The paper uses as a main source the “Wages Declaration” of the main important companies in this city made in May 1946 in the context of resolution of one of the first strikes that took place during the Franco’s regime. This strike was caused by the runaway increase of the inflation and the fall in real wages. This information was linked with other two sources: the data from the wages books of one of the biggest textile enterprises in Spain, Textiles Bertrand Serra SA, and the local population census in 1950. With all of data I will reconstruct a sample of families knowing and their budgets.

 

 

Vulnerable households and occupancy. Barcelona, late 18th century.

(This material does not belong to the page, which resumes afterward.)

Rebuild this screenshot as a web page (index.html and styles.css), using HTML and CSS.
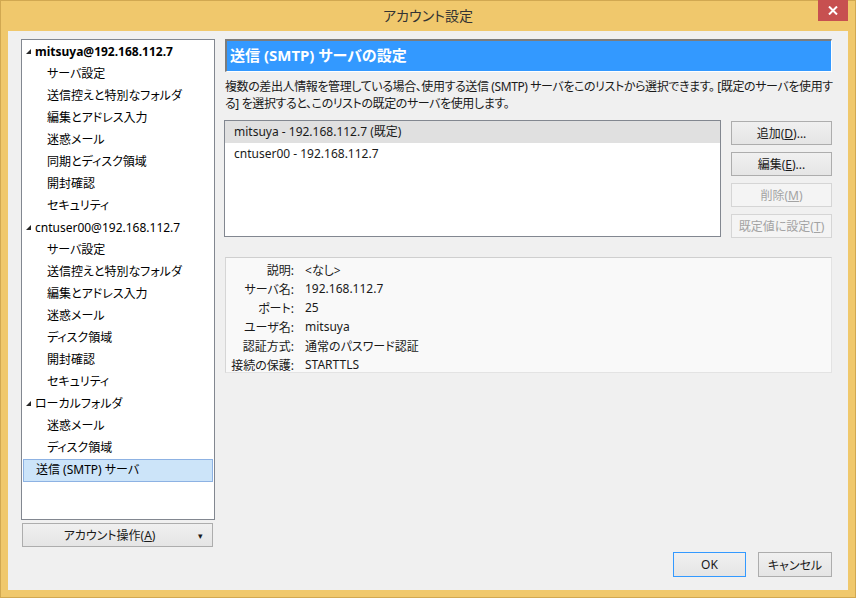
FILE: index.html
```html
<!DOCTYPE html>
<html lang="ja">
<head>
    <meta charset="UTF-8">
    <title>アカウント設定</title>
    <link rel="stylesheet" href="styles.css">
</head>
<body>
    <div class="window">
        <div class="titlebar">
            <span class="title">アカウント設定</span>
            <div class="close">
                <svg width="10" height="9" viewBox="0 0 10 9"><path d="M1 0.5 L9 8.5 M9 0.5 L1 8.5" stroke="#fff" stroke-width="2"/></svg>
            </div>
        </div>
        <div class="client">
            <div class="main">
                <div class="leftcol">
                    <ul class="tree">
                        <li class="top bold"><span class="tri"></span>mitsuya@192.168.112.7</li>
                        <li class="child">サーバ設定</li>
                        <li class="child">送信控えと特別なフォルダ</li>
                        <li class="child">編集とアドレス入力</li>
                        <li class="child">迷惑メール</li>
                        <li class="child">同期とディスク領域</li>
                        <li class="child">開封確認</li>
                        <li class="child">セキュリティ</li>
                        <li class="top"><span class="tri"></span>cntuser00@192.168.112.7</li>
                        <li class="child">サーバ設定</li>
                        <li class="child">送信控えと特別なフォルダ</li>
                        <li class="child">編集とアドレス入力</li>
                        <li class="child">迷惑メール</li>
                        <li class="child">ディスク領域</li>
                        <li class="child">開封確認</li>
                        <li class="child">セキュリティ</li>
                        <li class="top"><span class="tri"></span>ローカルフォルダ</li>
                        <li class="child">迷惑メール</li>
                        <li class="child">ディスク領域</li>
                        <li class="top selected">送信 (SMTP) サーバ</li>
                    </ul>
                    <div class="btn account">
                        <span class="label">アカウント操作(<u>A</u>)</span>
                        <span class="arrow">▾</span>
                    </div>
                </div>
                <div class="rightcol">
                    <div class="header">送信 (SMTP) サーバの設定</div>
                    <p class="desc">複数の差出人情報を管理している場合、使用する送信 (SMTP) サーバをこのリストから選択できます。 [既定のサーバを使用す<br>る] を選択すると、このリストの既定のサーバを使用します。</p>
                    <div class="servers">
                        <ul class="list">
                            <li class="current">mitsuya - 192.168.112.7 (既定)</li>
                            <li>cntuser00 - 192.168.112.7</li>
                        </ul>
                        <div class="side">
                            <div class="btn">追加(<u>D</u>)...</div>
                            <div class="btn">編集(<u>E</u>)...</div>
                            <div class="btn disabled">削除(<u>M</u>)</div>
                            <div class="btn disabled">既定値に設定(<u>T</u>)</div>
                        </div>
                    </div>
                    <div class="details">
                        <span class="key">説明:</span><span>&lt;なし&gt;</span>
                        <span class="key">サーバ名:</span><span>192.168.112.7</span>
                        <span class="key">ポート:</span><span>25</span>
                        <span class="key">ユーザ名:</span><span>mitsuya</span>
                        <span class="key">認証方式:</span><span>通常のパスワード認証</span>
                        <span class="key">接続の保護:</span><span>STARTTLS</span>
                    </div>
                </div>
            </div>
            <div class="footer">
                <div class="btn ok">OK</div>
                <div class="btn cancel">キャンセル</div>
            </div>
        </div>
    </div>
</body>
</html>
```

FILE: styles.css
```css
body{
    margin: 0;
    font-family: "Noto Sans", "Noto Sans CJK JP", sans-serif;
    font-size: 12px;
    color: #1a1a1a;
    font-feature-settings: "palt";
}
ul{
    list-style: none;
    margin: 0;
    padding: 0;
}
.window{
    width: 856px;
    height: 598px;
    box-sizing: border-box;
    background-color: #F0C86C;
    border: 1px solid #D1A851;
    display: flex;
    flex-direction: column;
}
.titlebar{
    position: relative;
    height: 30px;
    display: flex;
    justify-content: center;
    align-items: center;
}
.title{
    font-family: "Noto Sans CJK JP", sans-serif;
    font-size: 14px;
    color: #333;
    padding-bottom: 2px;
}
.close{
    position: absolute;
    top: -1px;
    right: 7px;
    width: 30px;
    height: 21px;
    background-color: #C75050;
    display: flex;
    justify-content: center;
    align-items: center;
}
.client{
    flex: 1;
    margin: 0 7px 7px 7px;
    background-color: #F0F0F0;
    padding: 8px 16px 13px 13px;
    display: flex;
    flex-direction: column;
}
.main{
    flex: 1;
    display: grid;
    grid-template-columns: 194px 607px;
    column-gap: 10px;
}
.leftcol{
    display: flex;
    flex-direction: column;
}
.rightcol{
    min-width: 0;
}
.tree{
    height: 481px;
    box-sizing: border-box;
    background-color: #fff;
    border: 1px solid #828790;
    padding-top: 1px;
}
.tree li{
    height: 22px;
    line-height: 21px;
    white-space: nowrap;
    color: #000;
}
.tree .top{
    padding-left: 13px;
    position: relative;
}
.tree .bold{
    font-weight: bold;
}
.tree .child{
    padding-left: 25px;
}
.tri{
    position: absolute;
    left: 4px;
    top: 8px;
    width: 0;
    height: 0;
    border-left: 5px solid transparent;
    border-bottom: 5px solid #262626;
}
.tree .selected{
    margin: 0 1px;
    height: 21px;
    background-color: #CCE4F9;
    border: 1px solid #8DB2E3;
    padding-left: 12px;
    line-height: 20px;
}
.btn{
    height: 23px;
    box-sizing: border-box;
    border: 1px solid #ADADAD;
    background: linear-gradient(#F0F0F0, #E5E5E5);
    display: flex;
    justify-content: center;
    align-items: center;
    color: #1a1a1a;
    white-space: nowrap;
}
.btn.disabled{
    color: #A3A3A3;
    border-color: #D5D5D5;
    background: #F4F4F4;
}
.account{
    margin: 3px 2px 0 1px;
    height: 24px;
    padding-right: 8px;
}
.account .label{
    flex: 1;
    text-align: center;
}
.account .arrow{
    width: 8px;
    font-size: 9px;
    text-align: center;
}
.header{
    height: 33px;
    box-sizing: border-box;
    background-color: #3399FF;
    border-top: 2px solid #7C7C7C;
    border-left: 2px solid #7C7C7C;
    border-right: 1px solid #fff;
    border-bottom: 1px solid #fff;
    color: #fff;
    font-weight: bold;
    font-size: 15px;
    line-height: 29px;
    padding-left: 3px;
}
.desc{
    margin: 6px 0 0 0;
    line-height: 17px;
    white-space: nowrap;
    letter-spacing: -0.4px;
}
.servers{
    margin-top: 8px;
    display: flex;
    gap: 10px;
}
.list{
    width: 497px;
    height: 117px;
    box-sizing: border-box;
    margin-left: -1px;
    background-color: #fff;
    border: 1px solid #828790;
}
.list li{
    height: 22px;
    line-height: 22px;
    padding-left: 9px;
}
.list .current{
    background-color: #E0E0E0;
}
.side{
    flex: 1;
    display: flex;
    flex-direction: column;
    gap: 7px;
    padding-top: 1px;
}
.side .btn{
    height: 24px;
}
.details{
    margin-top: 19px;
    height: 116px;
    box-sizing: border-box;
    background-color: #F9F9F9;
    border: 1px solid #E3E3E3;
    border-top-color: #CFCFCF;
    border-left-color: #D6D6D6;
    padding-top: 2px;
    display: grid;
    grid-template-columns: 68px 1fr;
    column-gap: 11px;
    grid-auto-rows: 19px;
    align-items: center;
}
.details .key{
    text-align: right;
}
.footer{
    display: flex;
    justify-content: flex-end;
    gap: 12px;
}
.footer .btn{
    height: 25px;
}
.ok{
    width: 73px;
    border-color: #3399FF;
}
.cancel{
    width: 74px;
}
```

Montserrat Carbonell-Esteller, Departament d’Historia Econòmica, Universitat de Barcelona

 

The present research deals with an early industrial city from southern Europe. In the Barcelona of the late 18th-early 19th centuries, the factory system developed very early, with new textile industries devoted to the production and printing of cotton textiles (indianas-calicoes). In the second half of the 1700s the city’s population almost tripled thanks both to the immigration of men and women and to natural population growth. The economic, social and demographic transformation which took place explains the urban densification, the increase in rents, the rise in food prices and the generalization of poverty and inequality, in a world in which labour opportunities for men and women, boys and girls, increased exponentially as the industrial city gradually came into existence (Mora 2013, Borderias 2014).

 

The aim of this paper is to reflect on the role played by work identity and multiple employment in the life course of individuals and of households at a time of considerable social and economic transformations.  What are the most vulnerable households? What occupational profile do their members have? Is a diversity of occupations in the same household a cause and/or consequence of their own vulnerability? Is multiple employment perhaps an adaptive strategy to become a sustainable household? This paper is based on a study of 366 households from the Sant Pere neighbourhood in 1770 in the city of Barcelona.